Only the number is wanted: how many lines contain the string "with"?

-- begin --

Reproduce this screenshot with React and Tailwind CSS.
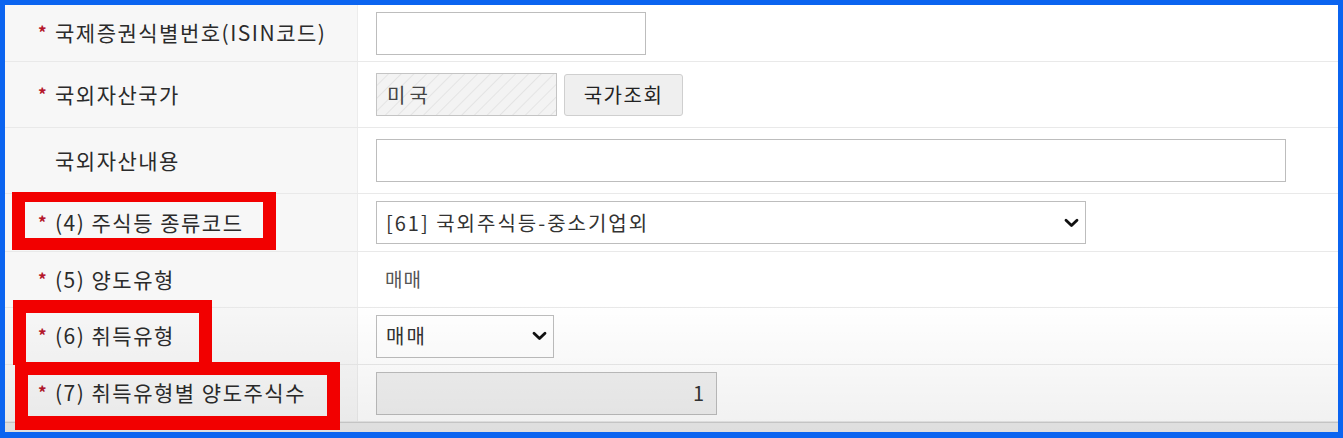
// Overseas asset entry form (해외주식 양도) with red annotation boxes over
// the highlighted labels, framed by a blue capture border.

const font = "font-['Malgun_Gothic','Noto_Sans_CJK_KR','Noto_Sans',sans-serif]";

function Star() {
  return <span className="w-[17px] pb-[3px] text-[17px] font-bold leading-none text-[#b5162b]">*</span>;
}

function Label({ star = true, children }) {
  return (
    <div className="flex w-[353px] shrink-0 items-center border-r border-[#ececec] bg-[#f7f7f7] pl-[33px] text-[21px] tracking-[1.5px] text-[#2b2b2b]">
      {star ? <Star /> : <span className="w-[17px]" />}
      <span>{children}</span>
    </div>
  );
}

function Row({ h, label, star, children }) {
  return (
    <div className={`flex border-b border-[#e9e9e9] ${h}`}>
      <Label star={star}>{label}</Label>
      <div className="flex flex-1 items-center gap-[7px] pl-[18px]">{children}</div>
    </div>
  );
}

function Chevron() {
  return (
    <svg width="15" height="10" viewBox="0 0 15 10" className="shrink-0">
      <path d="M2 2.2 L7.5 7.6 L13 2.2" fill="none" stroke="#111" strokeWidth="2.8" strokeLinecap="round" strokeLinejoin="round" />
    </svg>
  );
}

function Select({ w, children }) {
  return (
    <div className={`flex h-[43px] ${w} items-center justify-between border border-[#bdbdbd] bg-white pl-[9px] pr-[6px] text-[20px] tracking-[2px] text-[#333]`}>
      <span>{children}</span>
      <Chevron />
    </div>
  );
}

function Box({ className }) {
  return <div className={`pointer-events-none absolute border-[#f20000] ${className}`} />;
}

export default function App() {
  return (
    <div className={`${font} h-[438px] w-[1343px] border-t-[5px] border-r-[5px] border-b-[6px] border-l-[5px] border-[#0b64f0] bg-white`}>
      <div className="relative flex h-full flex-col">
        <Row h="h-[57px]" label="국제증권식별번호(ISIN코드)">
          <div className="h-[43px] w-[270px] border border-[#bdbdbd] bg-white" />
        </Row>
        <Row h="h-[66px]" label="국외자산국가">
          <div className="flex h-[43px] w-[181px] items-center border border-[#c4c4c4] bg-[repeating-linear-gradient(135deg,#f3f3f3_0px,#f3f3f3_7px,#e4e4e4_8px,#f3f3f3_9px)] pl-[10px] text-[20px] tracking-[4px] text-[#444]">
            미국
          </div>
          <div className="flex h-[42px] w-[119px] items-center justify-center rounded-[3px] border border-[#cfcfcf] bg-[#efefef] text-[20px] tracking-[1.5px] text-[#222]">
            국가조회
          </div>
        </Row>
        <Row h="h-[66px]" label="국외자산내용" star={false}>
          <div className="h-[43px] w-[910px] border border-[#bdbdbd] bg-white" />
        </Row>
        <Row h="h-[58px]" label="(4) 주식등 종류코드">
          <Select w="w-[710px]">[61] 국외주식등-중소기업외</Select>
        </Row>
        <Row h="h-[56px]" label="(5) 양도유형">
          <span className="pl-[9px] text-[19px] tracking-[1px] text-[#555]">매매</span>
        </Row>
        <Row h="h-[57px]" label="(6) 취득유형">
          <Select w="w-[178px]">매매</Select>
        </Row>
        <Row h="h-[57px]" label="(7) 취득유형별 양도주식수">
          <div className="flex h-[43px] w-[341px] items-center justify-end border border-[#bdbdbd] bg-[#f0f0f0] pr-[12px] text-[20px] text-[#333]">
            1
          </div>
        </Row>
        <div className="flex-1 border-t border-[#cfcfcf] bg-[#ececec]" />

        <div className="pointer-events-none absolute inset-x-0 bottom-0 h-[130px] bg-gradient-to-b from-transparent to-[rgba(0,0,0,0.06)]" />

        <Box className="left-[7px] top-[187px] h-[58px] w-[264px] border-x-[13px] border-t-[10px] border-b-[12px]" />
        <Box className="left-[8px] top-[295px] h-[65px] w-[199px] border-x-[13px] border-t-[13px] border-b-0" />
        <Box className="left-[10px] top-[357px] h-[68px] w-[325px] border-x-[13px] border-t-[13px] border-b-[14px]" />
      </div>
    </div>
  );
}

-- end --

#### CORRECT RESPONSE:
2